Expecting your relationship to develop in a specific way can cloud your judgment, lead you to false assumptions, and result in self-sabotage. It’s better to take the necessary time to learn and understand your partner (and the way they act/the pace at which they move within a relationship) in and out, and openly discuss how you envision your relationship’s future.
3. The “My Partner Will Change for Me” Expectation
Years ago, when I was taking my first shy (and very awkward) steps into the dating world, I would get involved with people who were a bad fit for me, thinking that once they fell in love with me, they would change.
Those thoughts seemed pretty romantic and exciting to me at the time, but, after a while, I understood that no one would ever change themselves for me — or for anyone else, for that matter.
You see, although you can facilitate change through encouragement and inspiration, you can’t make someone change their fundamental character qualities. As psychotherapist Sharon Martin’s advises in her article in PsychCentral:
“Not everyone wants to change (or not in the way you think they should) and that’s their prerogative. Despite your desire to help, you can’t make people change and you can’t fix their problems (even when you have great ideas and their best interest at heart!). You simply can’t fix or solve other people’s problems and trying to do so often just makes things worse.”
If you push your partner to change for you, when they don’t really want to, feelings of frustration, dissatisfaction, and resentment are bound to ensue — for both of you. And even if they do change, they’ll probably revert back to their old ways as soon as they stop feeling the need to impress you.
Never expect someone to change for you — and don’t change who you are to meet someone else’s expectations.
4. The “The Right Relationship Won’t Require Sacrifices” Expectation
Remember that article you read from that “relationship expert” who claimed that, once you find the one, you won’t have to make any sacrifices in your relationship?
Yeah, it’s time to forget all that utter nonsense — that’s one of the most unhealthy and unrealistic relationship expectations you could have.
Relationships always require sacrifice.

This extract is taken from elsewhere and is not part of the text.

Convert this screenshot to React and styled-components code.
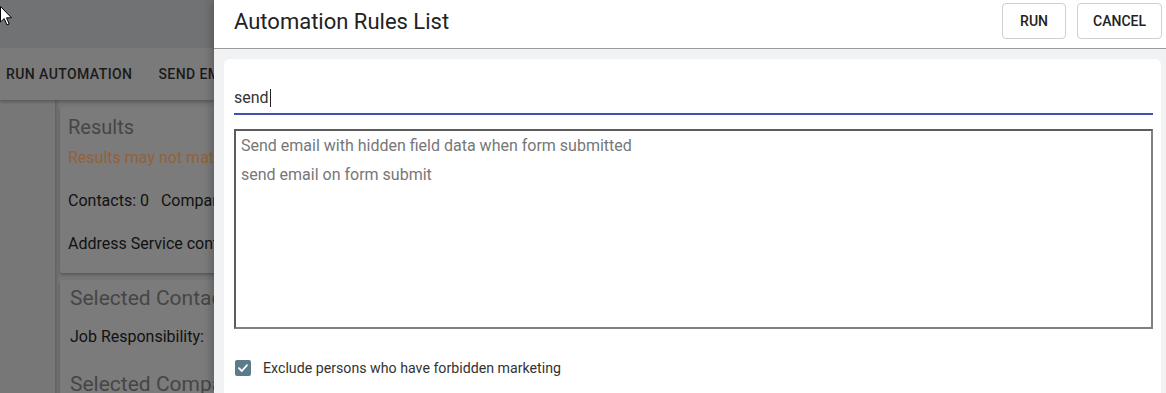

Sometimes the sacrifice might be small, like offering to do the household chores when your partner isn’t feeling well, and some others, it could be life-changing, like moving to another country in order to be close to your partner.

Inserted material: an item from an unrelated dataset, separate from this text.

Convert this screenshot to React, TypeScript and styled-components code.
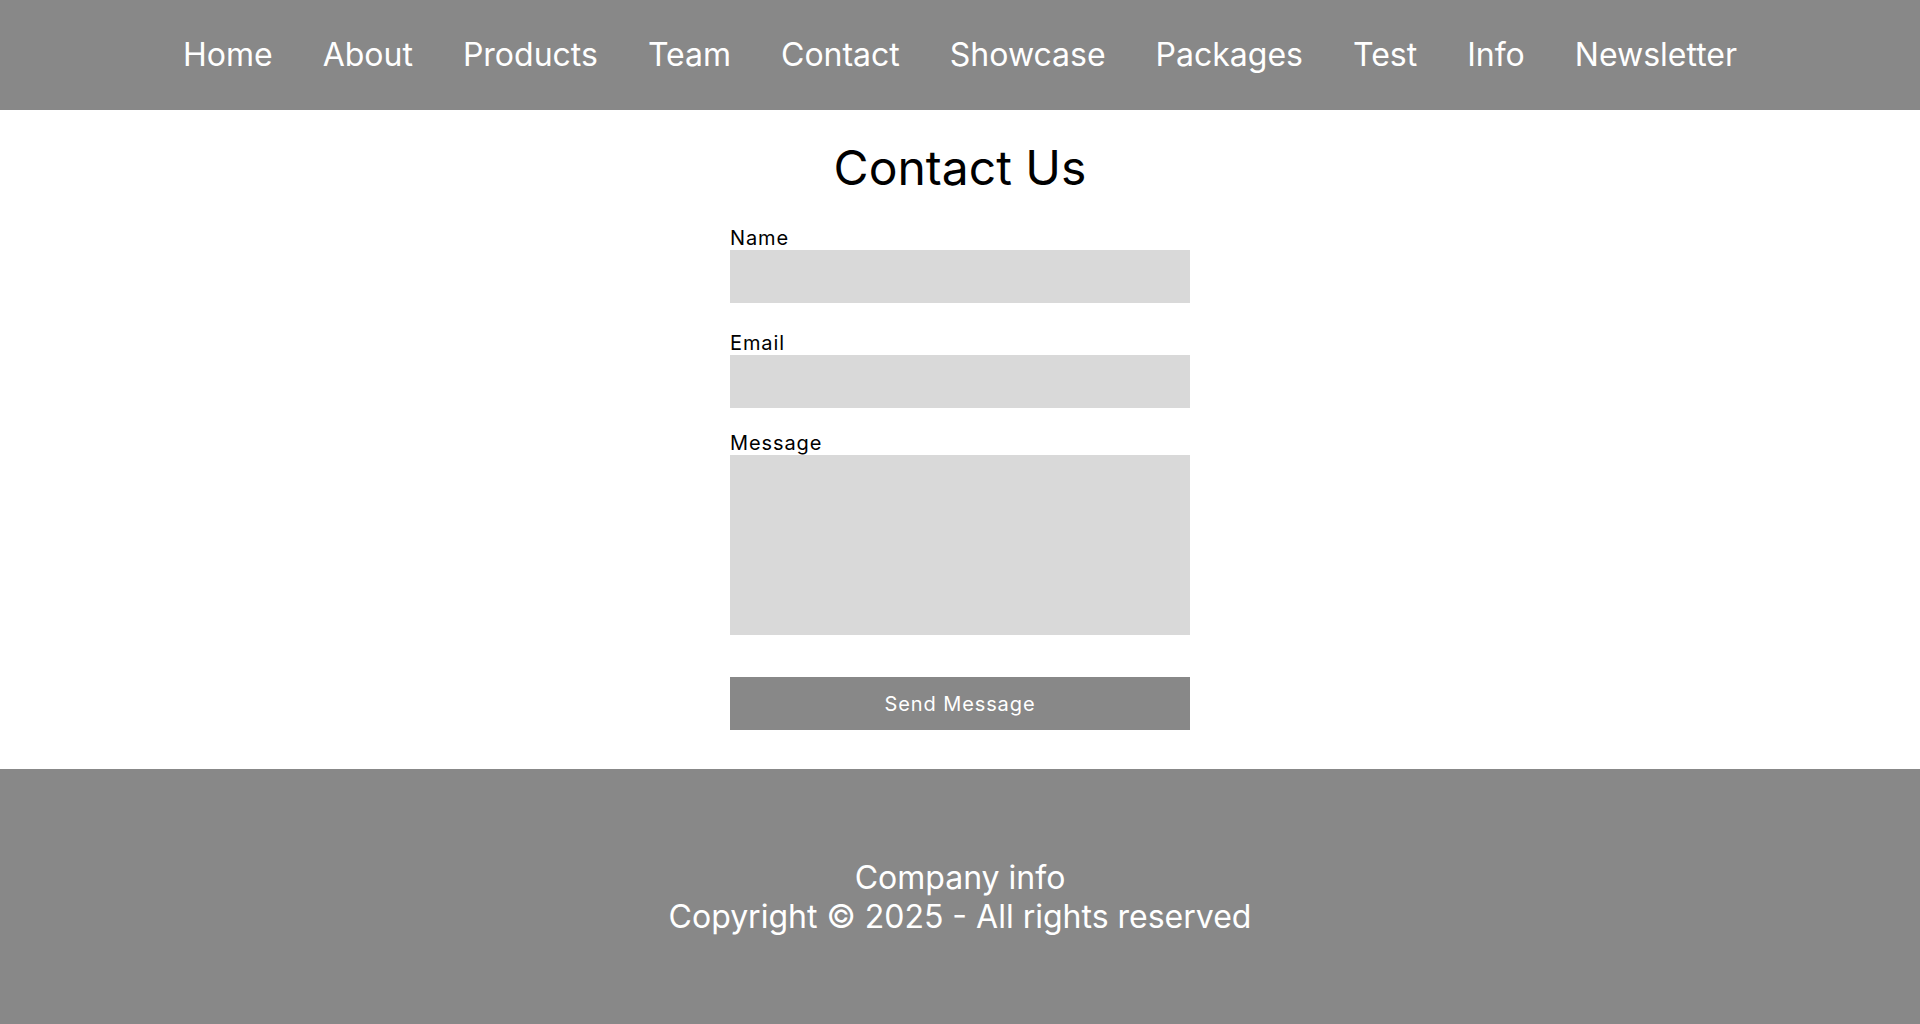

One thing’s for sure: sacrifices are inevitable, and essential if you want to keep your relationship going.
By holding onto the unhealthy expectation that the right relationship won’t require any sacrifices, you’re basically embarking on a wild goose chase — that will have you give up on relationships with potential and feel lonely and dissatisfied.
All Things Considered…
Our relationship expectations matter because what you expect from a relationship influences what you bring into it and the way you navigate it.
Understandably, sometimes it can be challenging to differentiate between what’s healthy to expect from a relationship and what isn’t.
Because healthy, realistic expectations make for healthy and fulfilling relationships, keep in mind that:
- Realistically, your partner won’t be able to fulfill every single one of your emotional needs all the time–don’t expect them to. That’s why it’s important to have multiple sources for your emotional fulfillment.
- If you expect your relationship to develop at a specific pace, in a specific way, you’ll probably end up self-sabotaging it. Different relationships evolve differently.
- Don’t expect your partner to change for you–genuine change comes from within. Pressuring them into becoming something they’re not, will result in feelings of resentment and dissatisfaction.
- All relationships require sacrifice.
This content is accurate and true to the best of the author’s knowledge and is not meant to substitute for formal and individualized advice from a qualified professional.